(The request)
Report the number of lines containing "components", with no other words.
--------------------
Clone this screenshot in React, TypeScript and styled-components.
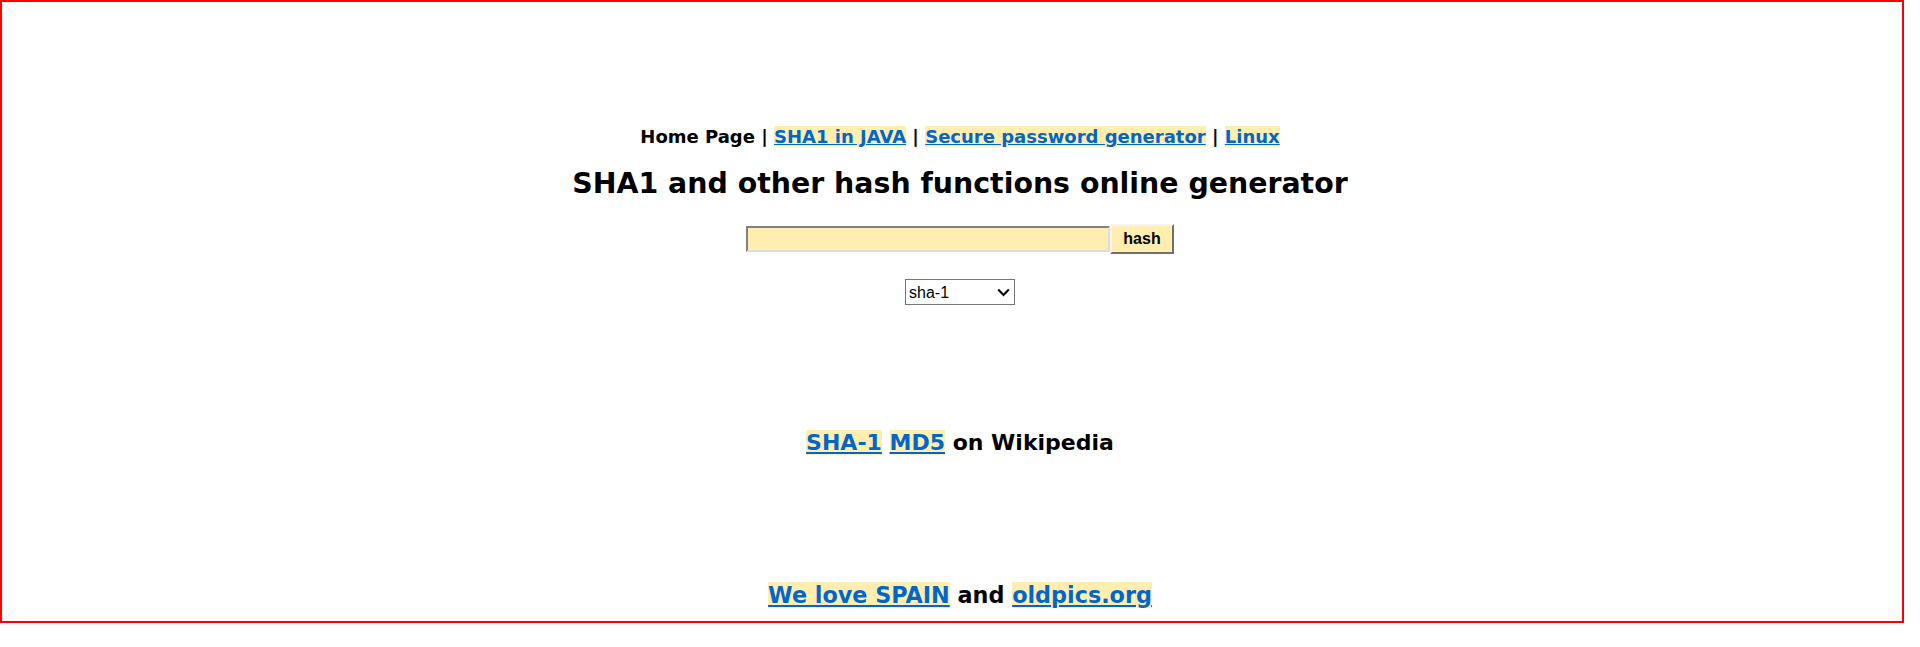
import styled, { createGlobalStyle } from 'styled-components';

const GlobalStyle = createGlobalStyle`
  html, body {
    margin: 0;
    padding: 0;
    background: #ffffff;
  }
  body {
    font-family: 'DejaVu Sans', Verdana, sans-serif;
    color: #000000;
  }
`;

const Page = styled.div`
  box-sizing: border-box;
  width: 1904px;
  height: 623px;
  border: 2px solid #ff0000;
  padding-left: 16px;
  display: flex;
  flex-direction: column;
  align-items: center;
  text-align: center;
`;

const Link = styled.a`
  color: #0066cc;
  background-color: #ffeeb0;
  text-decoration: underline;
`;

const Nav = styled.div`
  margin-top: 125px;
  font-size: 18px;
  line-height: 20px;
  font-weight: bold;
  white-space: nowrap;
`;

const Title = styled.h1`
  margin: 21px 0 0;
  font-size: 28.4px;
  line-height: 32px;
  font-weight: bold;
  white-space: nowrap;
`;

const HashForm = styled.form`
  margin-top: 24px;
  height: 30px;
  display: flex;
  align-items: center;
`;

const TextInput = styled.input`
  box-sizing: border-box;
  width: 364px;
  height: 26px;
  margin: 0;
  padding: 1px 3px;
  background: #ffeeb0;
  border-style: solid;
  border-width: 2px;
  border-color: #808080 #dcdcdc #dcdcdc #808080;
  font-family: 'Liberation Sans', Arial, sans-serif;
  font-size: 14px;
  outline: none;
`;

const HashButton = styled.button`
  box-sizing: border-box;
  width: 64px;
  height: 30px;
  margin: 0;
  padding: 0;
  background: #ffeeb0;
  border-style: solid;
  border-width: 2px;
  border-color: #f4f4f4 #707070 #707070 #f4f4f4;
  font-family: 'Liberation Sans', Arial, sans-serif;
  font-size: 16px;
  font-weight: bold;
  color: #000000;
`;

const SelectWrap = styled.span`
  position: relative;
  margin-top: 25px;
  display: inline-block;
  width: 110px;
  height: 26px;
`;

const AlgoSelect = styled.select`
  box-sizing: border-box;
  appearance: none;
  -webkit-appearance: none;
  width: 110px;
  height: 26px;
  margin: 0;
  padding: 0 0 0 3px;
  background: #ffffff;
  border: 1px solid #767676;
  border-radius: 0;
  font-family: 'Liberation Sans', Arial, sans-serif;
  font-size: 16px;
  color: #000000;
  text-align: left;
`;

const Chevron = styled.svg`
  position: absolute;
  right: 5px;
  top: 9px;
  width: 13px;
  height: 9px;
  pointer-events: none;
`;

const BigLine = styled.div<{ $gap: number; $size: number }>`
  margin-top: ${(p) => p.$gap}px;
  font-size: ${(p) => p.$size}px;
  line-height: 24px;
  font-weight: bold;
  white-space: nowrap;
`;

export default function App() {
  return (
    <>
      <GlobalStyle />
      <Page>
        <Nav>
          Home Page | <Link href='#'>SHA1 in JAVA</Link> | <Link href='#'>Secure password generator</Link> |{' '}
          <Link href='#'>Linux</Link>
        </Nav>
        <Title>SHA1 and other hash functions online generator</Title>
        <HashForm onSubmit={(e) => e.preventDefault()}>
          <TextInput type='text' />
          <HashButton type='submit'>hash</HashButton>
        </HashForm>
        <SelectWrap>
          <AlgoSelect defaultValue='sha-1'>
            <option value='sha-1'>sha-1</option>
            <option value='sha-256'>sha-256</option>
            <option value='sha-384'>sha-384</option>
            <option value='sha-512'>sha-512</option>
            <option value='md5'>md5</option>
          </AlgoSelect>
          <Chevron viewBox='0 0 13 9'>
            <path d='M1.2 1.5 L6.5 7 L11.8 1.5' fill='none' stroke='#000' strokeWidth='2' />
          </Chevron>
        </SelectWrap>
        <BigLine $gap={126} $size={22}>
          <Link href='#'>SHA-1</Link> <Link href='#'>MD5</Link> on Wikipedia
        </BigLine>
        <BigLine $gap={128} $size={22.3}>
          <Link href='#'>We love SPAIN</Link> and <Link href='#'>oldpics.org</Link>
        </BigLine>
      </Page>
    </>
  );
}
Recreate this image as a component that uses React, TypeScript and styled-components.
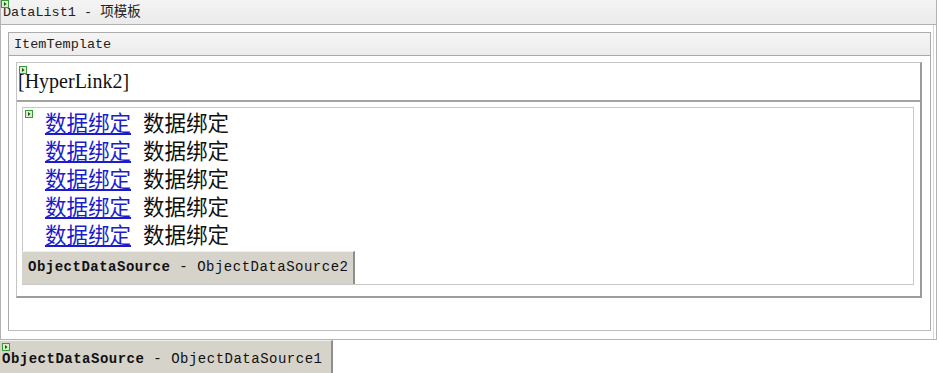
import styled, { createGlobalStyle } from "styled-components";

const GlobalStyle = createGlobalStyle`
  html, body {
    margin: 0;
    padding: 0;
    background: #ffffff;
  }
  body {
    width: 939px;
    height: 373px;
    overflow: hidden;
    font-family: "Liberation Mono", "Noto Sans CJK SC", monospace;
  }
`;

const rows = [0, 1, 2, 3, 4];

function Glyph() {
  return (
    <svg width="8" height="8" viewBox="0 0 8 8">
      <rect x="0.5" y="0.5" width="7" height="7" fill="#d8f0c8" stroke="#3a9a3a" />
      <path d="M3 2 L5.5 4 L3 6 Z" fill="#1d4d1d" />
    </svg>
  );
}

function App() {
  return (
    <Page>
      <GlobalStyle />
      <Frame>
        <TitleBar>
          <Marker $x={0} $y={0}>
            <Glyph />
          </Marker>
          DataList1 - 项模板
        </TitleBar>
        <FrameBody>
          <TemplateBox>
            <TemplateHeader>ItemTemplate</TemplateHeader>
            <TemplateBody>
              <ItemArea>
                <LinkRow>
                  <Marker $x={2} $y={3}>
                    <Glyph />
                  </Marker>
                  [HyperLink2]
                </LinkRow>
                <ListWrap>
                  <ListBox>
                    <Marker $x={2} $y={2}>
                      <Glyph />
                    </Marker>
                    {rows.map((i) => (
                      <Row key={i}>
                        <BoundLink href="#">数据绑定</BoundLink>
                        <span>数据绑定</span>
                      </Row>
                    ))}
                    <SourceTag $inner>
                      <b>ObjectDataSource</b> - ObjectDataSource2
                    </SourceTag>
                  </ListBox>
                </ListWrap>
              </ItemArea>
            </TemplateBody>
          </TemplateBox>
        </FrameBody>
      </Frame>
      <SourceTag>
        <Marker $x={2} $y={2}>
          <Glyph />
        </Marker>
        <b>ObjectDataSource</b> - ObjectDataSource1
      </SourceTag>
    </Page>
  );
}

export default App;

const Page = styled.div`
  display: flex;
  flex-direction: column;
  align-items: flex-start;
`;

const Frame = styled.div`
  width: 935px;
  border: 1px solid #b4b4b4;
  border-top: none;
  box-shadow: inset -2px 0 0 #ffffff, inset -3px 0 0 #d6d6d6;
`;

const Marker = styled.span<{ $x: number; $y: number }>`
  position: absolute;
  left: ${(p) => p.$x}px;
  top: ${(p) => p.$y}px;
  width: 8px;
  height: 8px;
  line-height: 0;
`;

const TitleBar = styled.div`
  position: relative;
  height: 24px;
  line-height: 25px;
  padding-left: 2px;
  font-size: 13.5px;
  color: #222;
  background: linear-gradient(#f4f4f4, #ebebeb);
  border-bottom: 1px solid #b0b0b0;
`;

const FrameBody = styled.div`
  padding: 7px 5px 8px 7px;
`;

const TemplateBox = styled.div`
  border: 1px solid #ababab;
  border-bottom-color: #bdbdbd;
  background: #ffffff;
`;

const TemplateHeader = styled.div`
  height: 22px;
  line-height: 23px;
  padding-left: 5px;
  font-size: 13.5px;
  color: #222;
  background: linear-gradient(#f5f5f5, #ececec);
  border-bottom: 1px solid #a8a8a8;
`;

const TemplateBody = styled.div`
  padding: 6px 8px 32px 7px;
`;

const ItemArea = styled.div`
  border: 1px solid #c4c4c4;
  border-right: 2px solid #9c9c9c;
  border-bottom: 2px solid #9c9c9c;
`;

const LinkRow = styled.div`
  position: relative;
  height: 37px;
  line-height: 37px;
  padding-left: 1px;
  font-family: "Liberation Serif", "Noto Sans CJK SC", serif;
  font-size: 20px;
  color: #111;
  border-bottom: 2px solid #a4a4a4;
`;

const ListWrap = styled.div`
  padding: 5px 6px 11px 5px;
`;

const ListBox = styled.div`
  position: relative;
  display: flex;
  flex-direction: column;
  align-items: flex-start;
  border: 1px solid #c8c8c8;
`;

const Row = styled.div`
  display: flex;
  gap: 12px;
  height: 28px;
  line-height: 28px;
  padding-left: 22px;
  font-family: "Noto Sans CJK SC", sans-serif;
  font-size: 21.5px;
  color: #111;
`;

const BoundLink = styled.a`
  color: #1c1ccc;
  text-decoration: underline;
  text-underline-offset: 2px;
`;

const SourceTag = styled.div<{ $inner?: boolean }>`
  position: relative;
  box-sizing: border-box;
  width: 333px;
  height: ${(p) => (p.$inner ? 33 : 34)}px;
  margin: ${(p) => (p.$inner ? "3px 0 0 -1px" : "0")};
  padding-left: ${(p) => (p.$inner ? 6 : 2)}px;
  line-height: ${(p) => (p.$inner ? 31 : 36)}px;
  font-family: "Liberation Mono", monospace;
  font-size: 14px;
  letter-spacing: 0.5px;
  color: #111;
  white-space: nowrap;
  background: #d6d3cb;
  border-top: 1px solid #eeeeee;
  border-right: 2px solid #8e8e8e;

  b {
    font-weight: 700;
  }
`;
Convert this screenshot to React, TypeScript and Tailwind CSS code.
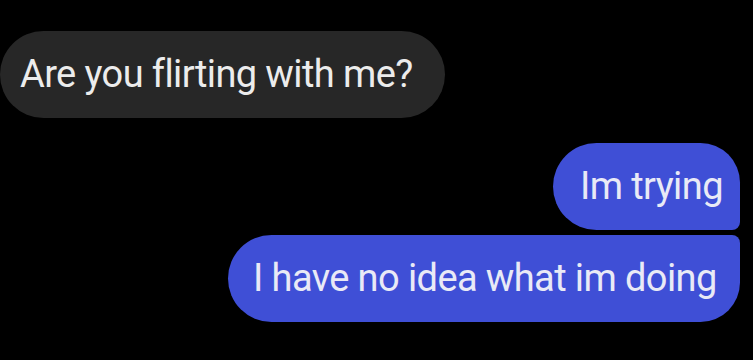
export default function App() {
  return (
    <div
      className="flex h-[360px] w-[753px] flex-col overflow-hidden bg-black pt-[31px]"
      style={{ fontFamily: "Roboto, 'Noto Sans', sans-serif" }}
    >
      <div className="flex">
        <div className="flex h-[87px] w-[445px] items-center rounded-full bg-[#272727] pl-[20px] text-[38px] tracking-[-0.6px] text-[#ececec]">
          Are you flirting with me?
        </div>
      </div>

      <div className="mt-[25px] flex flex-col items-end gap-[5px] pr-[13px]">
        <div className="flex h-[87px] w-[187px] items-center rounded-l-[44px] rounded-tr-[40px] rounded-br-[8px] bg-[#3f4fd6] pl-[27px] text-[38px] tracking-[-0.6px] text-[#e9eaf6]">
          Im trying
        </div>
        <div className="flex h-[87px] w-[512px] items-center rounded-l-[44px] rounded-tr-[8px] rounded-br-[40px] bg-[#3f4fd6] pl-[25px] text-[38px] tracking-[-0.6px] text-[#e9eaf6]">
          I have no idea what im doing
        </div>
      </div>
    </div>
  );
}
--------------------
(Final answer)
4